3.7 Reversal of excess prudential provisions : In
case the amount of the prudential NPA-provisions held are larger than the aggregate
of the provision required on PV basis and for the standard assets (pursuant to
classification of these loans as standard), such excess prudential provision should
not be reversed but be continued to be held till the earlier of the two events,
viz., : (a) till the entire outstanding of the borrower stands repaid – at which
point, the entire amount could be reversed to the P/L account; or (b) when the
amount of such excess provision exceeds the amount outstanding on account of the
repayments by the borrower – at which point, the amount of provision in excess
of the outstanding amount could be reversed to the P/L account.
3.8
Reversal of the provisions made on PV Basis: The provision made on PV basis
represents a permanent loss to the bank on account of delayed receipt of cash
flows and hence, should not be reversed to the P/L Account. The amount of such
provision should, therefore, be carried till the account is finally settled and
after receipt of the Government’s contribution under the Scheme, the amount should
be reversed to the General Reserves, below the line.
4.
Grant of fresh loans to the borrowers covered under the Debt Waiver and Debt
Relief Scheme
4.1 A
small or marginal farmer will become eligible for fresh agricultural loans upon
the eligible amount being waived, in terms of para 7.2 of the enclosure to the
circular RPCD.No.PLFS.BC.72 /05.04.02/2007-08 dated May 23, 2008. The fresh loan
may be treated as "performing asset", regardless of the asset classification
of the loan subjected to the Debt Waiver, and its subsequent asset classification
should be governed by the extant IRAC norms.

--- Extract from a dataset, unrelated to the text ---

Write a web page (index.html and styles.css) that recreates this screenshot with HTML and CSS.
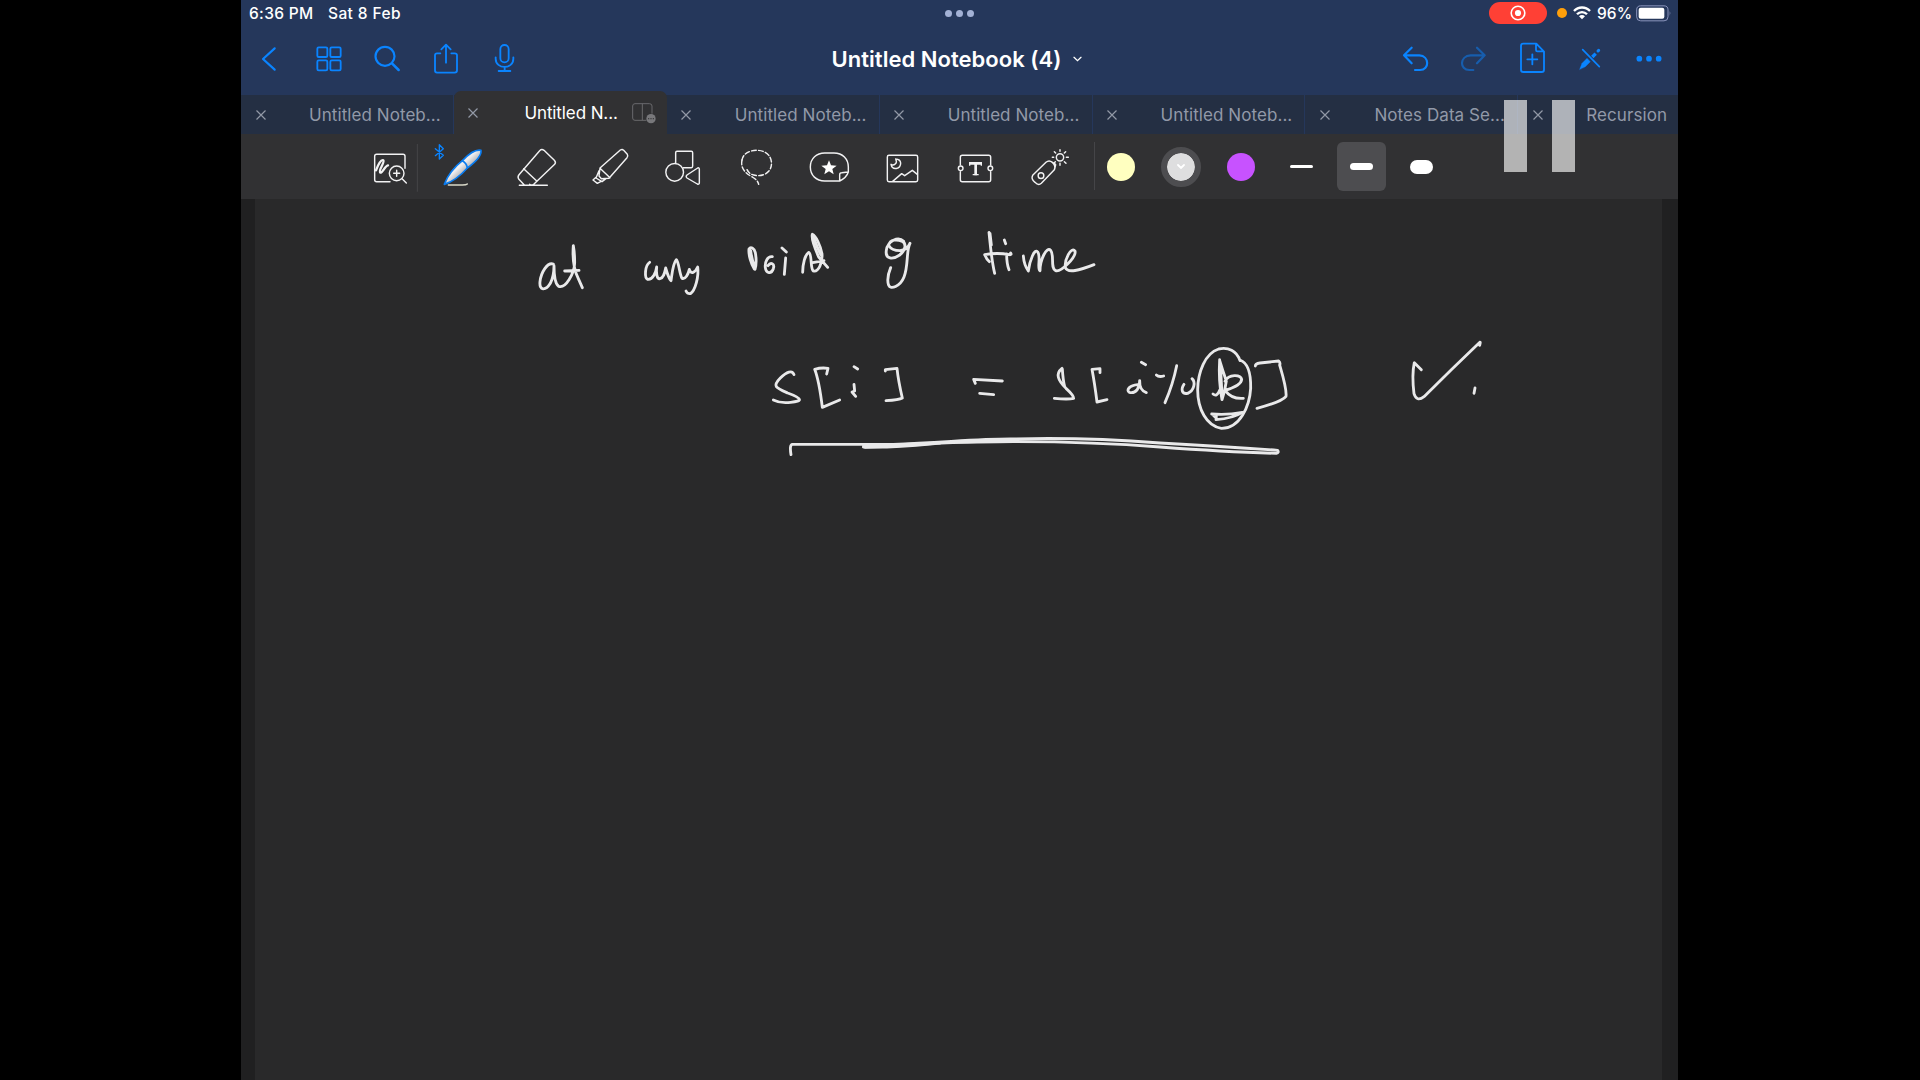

4.2 In case of "other farmers"
eligible for fresh short-term production loans and investment loans, as provided
for in Para 7.6 and 7.7, respectively, of the enclosure to the circular RPCD.No.PLFS.BC.72
/05.04.02/2007-08 dated May 23, 2008, these fresh loans may be treated as "performing
assets", regardless of the asset classification of the loan subjected to
the Debt Relief, and its subsequent asset classification
should be governed by the extant IRAC norms.
5.
Capital Adequacy
The amount outstanding in the
account styled as "Amount receivable from Government of India under Agricultural
Debt Waiver Scheme 2008" shall be treated as a claim on the Government of
India and would attract zero risk weight for the purpose of capital adequacy norms.
However, the amount outstanding in the accounts covered by the Debt Relief Scheme
shall be treated as a claim on the borrowers and risk weighted as per the extant
norms. This treatment would apply under the Basel I as well as Basel II Frameworks.